2. to act in a ‘clever’ manner.

[Scot]T. Black Artefacts of the Dead [ebook] Don’t play wide with me, pal, I’ll give you your head in your hands to play with if you start that patter in here.
put someone wide (v.)

to inform, to ‘put in the picture’.

[UK]J. Franklyn This Gutter Life 102: Here, Johnny [...] you’re a straight boy, and I’m going to put you wide – ’cause I want you to do me a favour.
[UK]J. Curtis Gilt Kid 23: A bloke drummed it for me and put me wide. Let her pick him up one night and she lumbered him home. And while he’s there he takes a butchers’.
[Ire]J. Murphy A Picture of Paradise in McGuinness Dazzling Dark (1996) Act I: I put you wide, didn’t I? Showed you the ins and outs?
wide as...

extremely cunning or ‘sharp’; usu. punning on a well-known local thoroughfare.

[UK]E. Pugh City Of The World 267: He thinks he’s as wide as Regent Street, but really he’s the sloppiest sort o’ slack-back that ever give sixpence at a country fair for a purse wi’ three half-crowns in it.
[US]‘Goat’ Laven Rough Stuff 164: He thought he was as wide as Broadway (as clever as they make them).
[Ire](con. 1920s) P. Crosbie Your Dinner’s Poured Out! 218: That fella is as wide as a gate.
[Scot]I. Welsh Filth 45: As wide as Leith Walk that cunt.

SE in slang uses

In compounds

wide load (n.)

(US campus) someone with large hips and buttocks.

[US]Eble Campus Sl. Apr.
[US]Eble Sl. and Sociability 71: Many metaphors used in slang enhance their meaning by cultural allusions. Wide load for ‘someone with large hips and buttocks’, for example, alludes to the required signs on oversized trailers and cargo in transit on public roads and applies the image of a slow-moving, cumbersome vehicle to a person.
wide-on (n.) [on the pattern of the male hard-on n. (1), the image is of a gaping vagina]

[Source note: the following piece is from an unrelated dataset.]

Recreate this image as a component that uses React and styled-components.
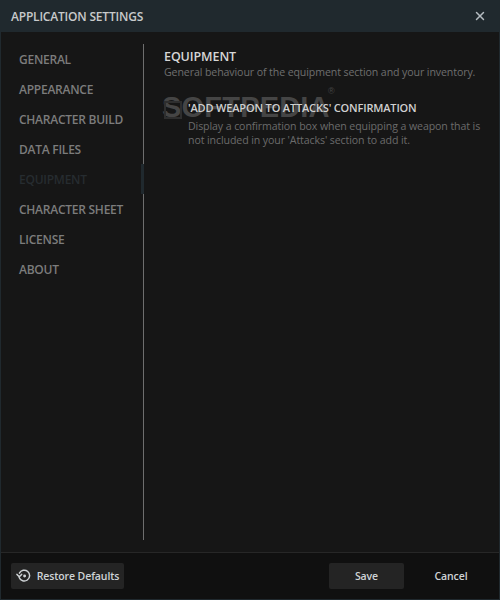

of a woman, sexual excitement.

[US]Jenkins & Shrake Limo 138: ‘See the redhead over there in the two-ounce dress? I gave her a little tongue-o, wham-o a while back—on the back of the neck. [...] I think she got a wide-on.’ .
[US](con. 1966) P. Conroy Lords of Discipline 228: Hell, there are broads with wide-ons all over the place.
[Scot]I. Welsh Filth 338: I’ve heard that line before. Usually by a cow with a wide-on who wants it filled.
Twitter 23 May 🌐 RTs, even in outrage, give Hopkins such a wide-on.

In phrases

give someone a wide (v.) [SE give a wide berth]

to avoid.

[Putnam County Journal 28 Jan. 3/1: Bunko men are with us. Give them a wide street [DA]].
[Aus]Bulletin (Sydney) 24 Dec. 44/2: ‘Take it from me, [...] if yer wants ter keep out of slough, give the slops a wide. [...] Yer can’t give ’em too wide a wide,’ he says impressively, a word with each tap.
[UK]J.J. Connolly Layer Cake 82: If it was left up to me, I’d give those headbangers a wide.
[UK]J.J. Connolly Viva La Madness 48: We would always give Roy a wide, wouldn’t serve him if we could.
wide place in the road (n.) (also broad place in the road, wide spot in the road) [its unimportance in the eyes of those who drive through]

(US) a derog. phr. for a small town or hamlet; also attrib.

[US]J.W. Carr ‘Words from Northwest Arkansas’ in DN III:ii 164: wide place in the road, n. phr. A hamlet. ‘It’s not a town; it’s just a wide place in the road.’.
[US]A. Baer Two & Three 11 Mar. [synd. col.] Three years ago, Wichita falls was only a wide spot in the road. The depot was only a couple of loose ties in the track.
[US] in J.F. Dobie Rainbow in Morning (1965) 86: The town’s just a wide place in the road.
[US] ‘Sl. among Nebraska Negroes’ in AS XII:4 Dec. 320/2: Besides more individual sobriquets there are: ‘Crack in the Track,’ ‘Stop (or ‘Spot’) in the Road,’ ‘Wide Place in the Road,’ ‘Broad Place in the Road,’ ‘Narrow Place in the Road,’ and ‘Whistle Stop.’.
[US]C. Rawson Headless Lady (1987) 27: Waterboro, according to the road map, is a wide spot in the road (Pop.: 5,000 to 10,000).
[US]C. Howard ‘Enough Rope for Two’ in Best of Manhunt (2019) [ebook] A half-hour later, they passed a wide place in the road called Separ.
[US]J. Thompson Texas by the Tail (1994) 169: Big Spring was a cattle town [...] Just another wide place in a dusty road.
[US]H. Rawson Dict. of Invective (1991) 201: one-horse town. A small and unimportant town, a wide place in the road.
[US](con. c.1970) G. Hasford Phantom Blooper 218: It hasn’t changed. It’s still just a wide place in the road. It’s still just another hillbilly half-town, clean and quiet, the kind of place that falls off maps.
‘Miss Kitty’ at 23 Apr. 🌐 I battle ignorance five days a week at four different colleges around west Georgia & east Alabama. I’m insanely busy but love what I do, and I love the little ‘wide place in the road’ town where I live.